Hawaii senate measure requires at least 190 school days
By Loren Moreno
Advertiser Education Writer
Public school students could spend a minimum of 190 days and 36 hours a week in class, based on a bill passed out of the Senate's Committee on Education and Housing yesterday.
While the measure was introduced as a result of widespread discontent with public teacher furloughs, the bill, if it survives the legislative session, would not affect the current furloughs. It would not take effect until the 2011-12 school year.
Senate Bill 2336 is similar to a measure moving through the state House — House Bill 2486 — that would mandate a minimum of 1,080 hours a year for elementary and middle school students and 1,260 hours for high school students.

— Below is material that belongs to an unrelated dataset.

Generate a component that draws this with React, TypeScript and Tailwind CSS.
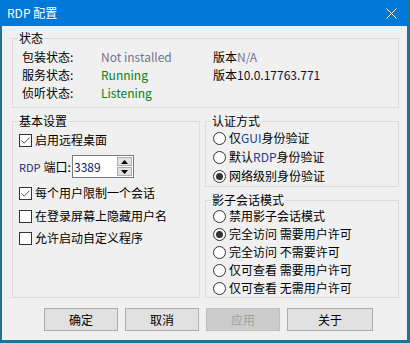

Sen. Norman Sakamoto, chairman of the Senate's education committee, said the bill is an acknowledgment that Hawai'i is one of the only states that does not mandate instructional time in state law. Sakamoto said he preferred a bill that specified both number of days and hours of instruction.
"When looking at where our state is compared to other states, against the entire nation, we are short," Sakamoto said.
Teacher furloughs, which began Oct. 23, dropped the total instructional days in Hawai'i to 163, the lowest in the country, according to data from the Education Commission of the States. Thirty states have 180 instructional days, which is considered the unofficial standard across the country.
Both the state Board of Education and state Department of Education say they are in favor of increasing instructional time. However, they are concerned about how the added time will be paid for.
The amount of instructional hours in Hawai'i's public schools varies from five to six hours a day, depending on the school, education officials said.
At least 15 states offer fewer instructional hours per day than Hawai'i's public schools, although Hawai'i falls below the national standard 6 1/2-hour school day, according to a survey of states conducted by the Council of Chief State School Officers.
Rep. Roy Takumi, chairman of the state House's Committee on Education, said comparing Hawai'i's instructional hours to other states is difficult because many states do not calculate class time the same way.
"We obviously have to do a lot of work to define instructional hours and what that includes. The challenge is that every state has a different way of calculating instructional hours. For example, Illinois includes study hall, they include school dances, as part of their instructional hours. We don't. We don't include recess. Other states do," Takumi said.
Also yesterday, the Senate's Education and Housing committee passed out a bill that would give voters the opportunity to decide in November whether the state Constitution should be amended to allow the governor to appoint the BOE from a pool of candidates selected by an advisory committee. Those appointments would need to be approved by the state Senate.
The measure, SB 2570, and its companion, SB 2571, are similar to a bill advancing in the state House that would ask voters if the state Constitution should be changed to create an appointed BOE similar to the University of Hawai'i Board of Regents.